### Data section
==*==
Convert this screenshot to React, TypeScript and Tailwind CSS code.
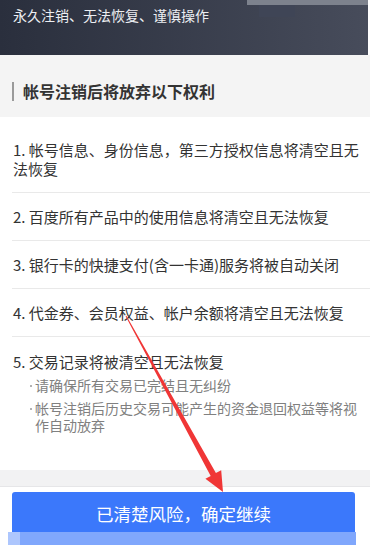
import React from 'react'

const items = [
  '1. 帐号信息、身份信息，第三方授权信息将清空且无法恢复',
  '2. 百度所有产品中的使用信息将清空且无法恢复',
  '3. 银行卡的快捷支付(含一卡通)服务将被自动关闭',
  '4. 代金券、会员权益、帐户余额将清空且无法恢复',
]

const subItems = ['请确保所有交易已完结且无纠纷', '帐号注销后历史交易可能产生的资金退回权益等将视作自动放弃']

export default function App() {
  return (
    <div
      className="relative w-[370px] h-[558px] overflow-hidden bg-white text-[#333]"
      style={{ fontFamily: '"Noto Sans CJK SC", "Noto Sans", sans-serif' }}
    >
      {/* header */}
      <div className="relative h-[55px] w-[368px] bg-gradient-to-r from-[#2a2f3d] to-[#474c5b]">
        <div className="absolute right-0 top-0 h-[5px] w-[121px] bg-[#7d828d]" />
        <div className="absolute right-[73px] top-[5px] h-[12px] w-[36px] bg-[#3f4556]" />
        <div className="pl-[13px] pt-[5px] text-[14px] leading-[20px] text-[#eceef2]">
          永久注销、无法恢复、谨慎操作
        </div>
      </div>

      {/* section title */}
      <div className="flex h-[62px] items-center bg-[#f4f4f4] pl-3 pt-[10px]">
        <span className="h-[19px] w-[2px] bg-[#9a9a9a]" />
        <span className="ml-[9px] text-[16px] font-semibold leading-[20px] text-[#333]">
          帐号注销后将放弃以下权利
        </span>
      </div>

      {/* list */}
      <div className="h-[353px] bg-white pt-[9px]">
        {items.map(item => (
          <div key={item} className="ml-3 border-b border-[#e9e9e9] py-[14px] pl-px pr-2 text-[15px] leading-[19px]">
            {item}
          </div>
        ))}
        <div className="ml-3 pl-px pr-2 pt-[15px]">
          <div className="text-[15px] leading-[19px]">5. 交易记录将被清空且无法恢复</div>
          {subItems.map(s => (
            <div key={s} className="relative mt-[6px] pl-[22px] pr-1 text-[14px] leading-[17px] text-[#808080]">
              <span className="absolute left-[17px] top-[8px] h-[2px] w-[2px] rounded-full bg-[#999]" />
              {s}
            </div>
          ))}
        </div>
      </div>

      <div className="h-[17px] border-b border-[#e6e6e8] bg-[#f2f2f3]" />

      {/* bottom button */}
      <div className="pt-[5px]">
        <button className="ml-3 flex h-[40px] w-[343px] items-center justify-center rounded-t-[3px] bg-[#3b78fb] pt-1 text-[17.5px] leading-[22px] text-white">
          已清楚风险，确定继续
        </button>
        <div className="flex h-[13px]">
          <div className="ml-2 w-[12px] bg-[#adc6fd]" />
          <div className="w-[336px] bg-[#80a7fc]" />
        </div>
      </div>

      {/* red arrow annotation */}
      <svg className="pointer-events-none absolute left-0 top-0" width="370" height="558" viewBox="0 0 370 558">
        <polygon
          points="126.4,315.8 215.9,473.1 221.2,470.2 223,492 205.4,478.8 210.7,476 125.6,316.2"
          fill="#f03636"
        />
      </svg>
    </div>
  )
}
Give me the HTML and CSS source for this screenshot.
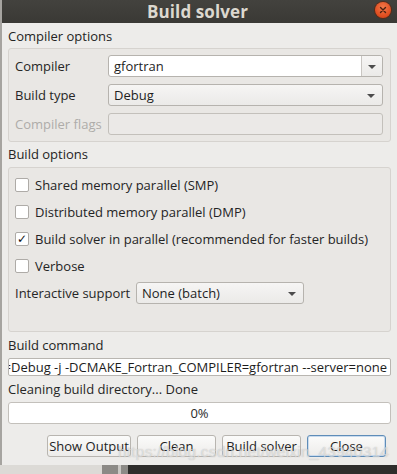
==*==
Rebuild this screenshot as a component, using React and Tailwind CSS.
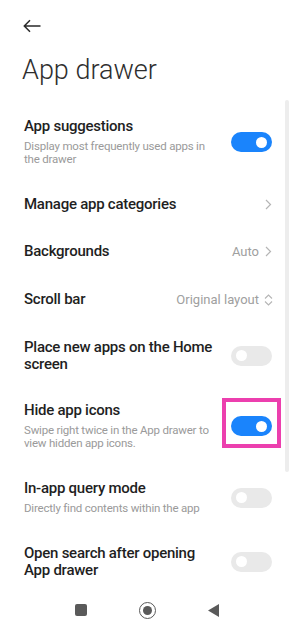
==*==
### Problem statement
Skip all pictures. Retype exactly the span whose first line is the one with "Convert this screenshot" and whose last line is the one with "subItems = ['请确保所有交易已完结且无纠纷', '帐号注销后历史交易可能产生的资金退回权益等将视作自动放弃']".

### Completed exercise
Convert this screenshot to React, TypeScript and Tailwind CSS code.
import React from 'react'

const items = [
  '1. 帐号信息、身份信息，第三方授权信息将清空且无法恢复',
  '2. 百度所有产品中的使用信息将清空且无法恢复',
  '3. 银行卡的快捷支付(含一卡通)服务将被自动关闭',
  '4. 代金券、会员权益、帐户余额将清空且无法恢复',
]

const subItems = ['请确保所有交易已完结且无纠纷', '帐号注销后历史交易可能产生的资金退回权益等将视作自动放弃']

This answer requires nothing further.